Starts coverage with a neutral rating, $42 price targe
KBW, Kyle Voigt
Tradeweb is “uniquely positioned as the leading electronic institutional Treasury platform, with a small but growing presence in institutional electronic credit and ETF trading” Voigt wrote in a note. However, KBW’s “favorable opinion of Tradeweb and its ability to grow near-term is clouded by uncertainty regarding the appropriate pace of medium-term growth, combined with a rich valuation, with shares seemingly pricing in higher growth than we currently forecast.”
He said Tradeweb “has been realizing market share gains in a number of major products, due in part to regulation (i.e., MiFID II), and the global electronification of fixed income trading.” Those trends should continue, driven by MiFID follow-through, along with the buy-side’s “growing desire to make their trading desks more efficient, while also obtaining best execution for their clients.”

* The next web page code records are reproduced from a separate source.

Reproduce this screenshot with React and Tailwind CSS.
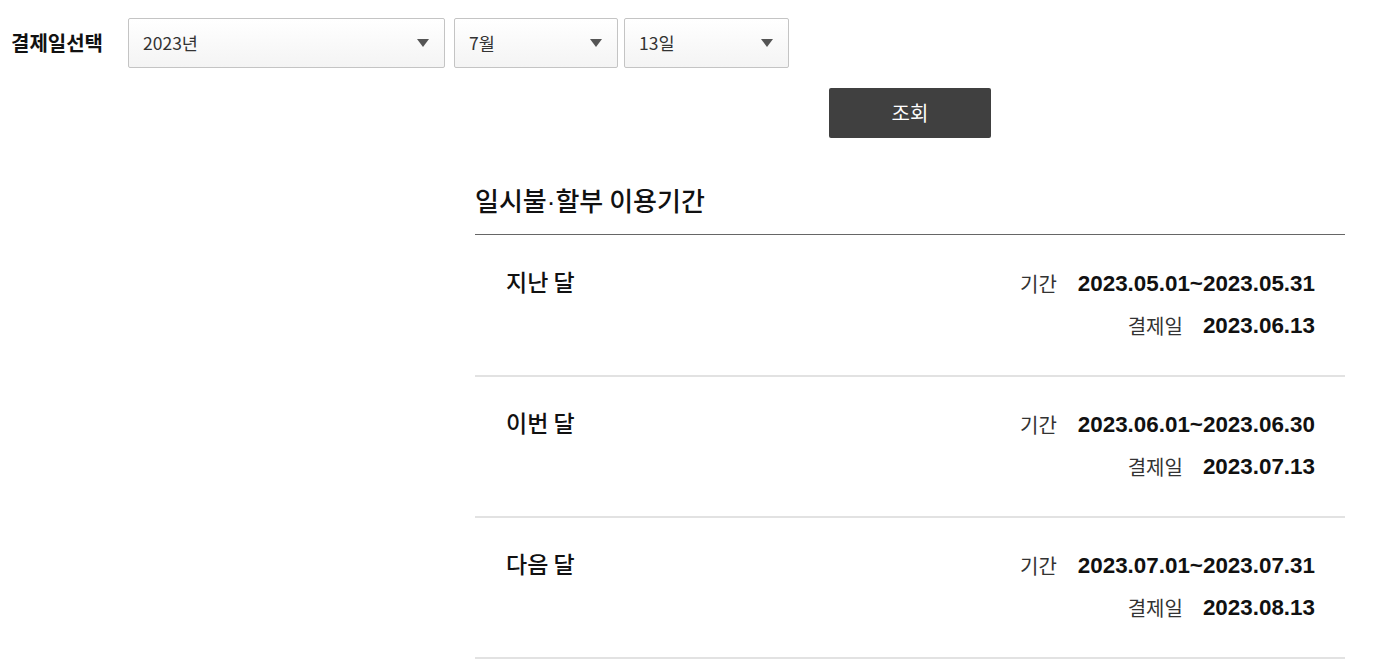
const kr = "font-['Noto_Sans_CJK_KR',sans-serif]";
const mix = "font-['Liberation_Sans','Noto_Sans_CJK_KR',sans-serif]";

const periods = [
  { name: "지난 달", range: "2023.05.01~2023.05.31", pay: "2023.06.13" },
  { name: "이번 달", range: "2023.06.01~2023.06.30", pay: "2023.07.13" },
  { name: "다음 달", range: "2023.07.01~2023.07.31", pay: "2023.08.13" },
];

function Select({ value, width }) {
  return (
    <div
      className={`${width} h-[50px] flex items-center justify-between pl-[14px] pr-[14px] border border-[#c4c4c4] rounded-[2px] bg-gradient-to-b from-white to-[#f4f4f4] text-[17.5px] text-[#333] ${kr}`}
    >
      <span>{value}</span>
      <svg width="12" height="8" viewBox="0 0 12 8" className="mr-[1px]">
        <path d="M0 0H12L6 8Z" fill="#555" />
      </svg>
    </div>
  );
}

export default function App() {
  return (
    <div className={`w-[1388px] h-[659px] bg-white overflow-hidden ${kr}`}>
      {/* 결제일 선택 */}
      <div className="flex items-center pt-[18px] pl-[11px]">
        <span className="w-[117px] text-[20px] font-bold text-[#111]">결제일선택</span>
        <div className="flex gap-[9px]">
          <Select value="2023년" width="w-[317px]" />
          <div className="flex gap-[6px]">
            <Select value="7월" width="w-[164px]" />
            <Select value="13일" width="w-[165px]" />
          </div>
        </div>
      </div>

      <div className="flex pl-[829px] pt-[20px]">
        <button className="w-[162px] h-[50px] bg-[#404040] rounded-[2px] text-white text-[20px]">
          조회
        </button>
      </div>

      {/* 이용기간 */}
      <div className="ml-[475px] w-[870px] mt-[44px]">
        <h2 className="h-[53px] text-[26px] font-medium text-[#111] leading-[34px] pt-[1px] border-b border-[#666]">
          일시불<span className="font-['Liberation_Sans',sans-serif]">·</span>할부 이용기간
        </h2>
        <div className="pt-[1px]">
          {periods.map((p) => (
            <div
              key={p.name}
              className="flex justify-between pl-[31px] pr-[30px] pt-[31px] h-[141px] border-b-2 border-[#e2e2e2]"
            >
              <span className="text-[23px] font-medium text-[#111] leading-[28px]">{p.name}</span>
              <div className="flex flex-col items-end gap-[10px] mt-[1px]">
                <div className="flex items-center gap-[21px] h-[32px]">
                  <span className="text-[20px] text-[#333]">기간</span>
                  <span className={`text-[22.4px] font-bold text-[#111] ${mix}`}>{p.range}</span>
                </div>
                <div className="flex items-center gap-[20px] h-[32px]">
                  <span className="text-[20px] text-[#333]">결제일</span>
                  <span className={`text-[22.4px] font-bold text-[#111] ${mix}`}>{p.pay}</span>
                </div>
              </div>
            </div>
          ))}
        </div>
      </div>
    </div>
  );
}
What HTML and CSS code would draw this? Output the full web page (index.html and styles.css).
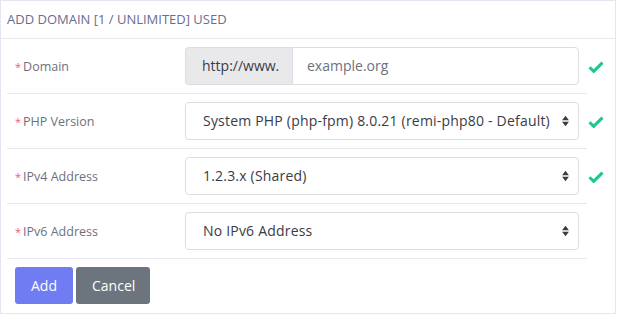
FILE: index.html
```html
<!DOCTYPE html>
<html lang="en">
  <head>
    <meta charset="UTF-8" />
    <meta name="viewport" content="width=device-width, initial-scale=1.0" />
    <title>Add Domain</title>
    <link rel="stylesheet" href="styles.css">
  </head>
  <body>
    <div class="card">
      <div class="card-header">ADD DOMAIN [1 / UNLIMITED] USED</div>
      <form class="card-body" id="domainForm">
        <div class="form-row">
          <label class="form-label" for="domain"><span class="req">*</span>Domain</label>
          <div class="form-control-cell">
            <div class="input-group">
              <span class="input-prepend">http://www.</span>
              <input type="text" id="domain" class="input" value="example.org" />
            </div>
          </div>
          <div class="status"><svg class="check" viewBox="0 0 16 12"><path d="M1.5 6.2l4.2 4.2 8.8-8.8" /></svg></div>
        </div>

        <div class="form-row">
          <label class="form-label" for="php"><span class="req">*</span>PHP Version</label>
          <div class="form-control-cell">
            <div class="select-wrap">
              <select id="php" class="select">
                <option>System PHP (php-fpm) 8.0.21 (remi-php80 - Default)</option>
              </select>
              <svg class="arrows" viewBox="0 0 10 14"><path d="M5 1l4 5H1z M5 13l4-5H1z" /></svg>
            </div>
          </div>
          <div class="status"><svg class="check" viewBox="0 0 16 12"><path d="M1.5 6.2l4.2 4.2 8.8-8.8" /></svg></div>
        </div>

        <div class="form-row">
          <label class="form-label" for="ipv4"><span class="req">*</span>IPv4 Address</label>
          <div class="form-control-cell">
            <div class="select-wrap">
              <select id="ipv4" class="select">
                <option>1.2.3.x (Shared)</option>
              </select>
              <svg class="arrows" viewBox="0 0 10 14"><path d="M5 1l4 5H1z M5 13l4-5H1z" /></svg>
            </div>
          </div>
          <div class="status"><svg class="check" viewBox="0 0 16 12"><path d="M1.5 6.2l4.2 4.2 8.8-8.8" /></svg></div>
        </div>

        <div class="form-row">
          <label class="form-label" for="ipv6"><span class="req">*</span>IPv6 Address</label>
          <div class="form-control-cell">
            <div class="select-wrap">
              <select id="ipv6" class="select">
                <option>No IPv6 Address</option>
              </select>
              <svg class="arrows" viewBox="0 0 10 14"><path d="M5 1l4 5H1z M5 13l4-5H1z" /></svg>
            </div>
          </div>
          <div class="status"></div>
        </div>

        <div class="actions">
          <button type="submit" class="btn btn-primary">Add</button>
          <button type="button" class="btn btn-secondary">Cancel</button>
        </div>
      </form>
    </div>
  </body>
</html>
```

FILE: styles.css
```css
* {
  margin: 0;
  padding: 0;
  box-sizing: border-box;
  font-family: "Open Sans", "Noto Sans", sans-serif;
}

body {
  background: #fff;
}

.card {
  width: 616px;
  height: 314px;
  border: 1px solid #e3e6f0;
  background: #fff;
}

.card-header {
  height: 38px;
  padding: 9px 6px 0;
  border-bottom: 1px solid #e8e9f0;
  color: #6b6c8c;
  font-size: 13px;
}

.card-body {
  padding-left: 6px;
}

.form-row {
  display: grid;
  grid-template-columns: 178px 402px 28px;
  height: 55px;
}

.form-label,
.form-control-cell {
  display: flex;
  align-items: center;
  border-bottom: 1px solid #e8e9f0;
}

.form-label {
  padding-left: 8px;
  color: #6e707e;
  font-size: 12.5px;
}

.req {
  color: #f05d7a;
  font-size: 11px;
  margin-right: 2px;
  align-self: flex-start;
  margin-top: 20px;
}

.form-control-cell {
  padding-right: 8px;
  padding-bottom: 1px;
}

.input-group {
  display: flex;
  width: 100%;
  height: 38px;
}

.input-prepend {
  width: 107px;
  display: flex;
  align-items: center;
  padding-left: 16px;
  background: #e9e9ec;
  border: 1px solid #dcdde3;
  border-right: none;
  border-radius: 4px 0 0 4px;
  color: #3a3b45;
  font-size: 14px;
}

.input {
  flex: 1;
  border: 1px solid #dcdde3;
  border-radius: 0 4px 4px 0;
  padding-left: 14px;
  color: #6e707e;
  font-size: 14px;
  outline: none;
}

.select-wrap {
  position: relative;
  width: 100%;
}

.select {
  width: 100%;
  height: 38px;
  appearance: none;
  -webkit-appearance: none;
  background: #fff;
  border: 1px solid #dcdde3;
  border-radius: 4px;
  padding-left: 17px;
  color: #3a3b45;
  font-size: 14px;
  letter-spacing: 0.2px;
  outline: none;
}

.arrows {
  position: absolute;
  right: 9px;
  top: 13px;
  width: 9px;
  height: 12px;
  fill: #3a3b45;
  pointer-events: none;
}

.status {
  display: flex;
  align-items: center;
  padding-left: 1px;
}

.check {
  width: 16px;
  height: 12px;
  fill: none;
  stroke: #1cc88a;
  stroke-width: 3;
}

.actions {
  display: flex;
  gap: 3px;
  padding: 8px 0 0 8px;
}

.btn {
  height: 37px;
  padding: 0 16px;
  border: none;
  border-radius: 3px;
  color: #fff;
  font-size: 14px;
  cursor: pointer;
}

.btn-primary {
  width: 58px;
  background: #6f7cf2;
}

.btn-secondary {
  width: 74px;
  background: #6c757d;
}
```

KBW doesn’t see an acquisition of Tradeweb as “financially feasible near term for most companies in our coverage, but some combinations could still make sense. Even absent an acquisition, the company maintains capital flexibility with significant firepower for acquisitions or a buyback.”
Initiates with market perform rating, price target of $40
Jefferies, Daniel Fannon
Starts coverage with a hold rating and a price target of $40 as “the risk/reward is fairly balanced.” Fannon added that Tradeweb “represents a unique business within financial services that has several attractive secular and cyclical growth attributes. While rates are the cornerstone of the business, credit and equities represent the fastest growing segments within the overall franchise.”
On April 8, Tradeweb said Refinitiv continues to own a controlling interest in Tradeweb following the offering. Bloomberg LP, the parent of Bloomberg News, competes with Refinitiv in providing financial data and information.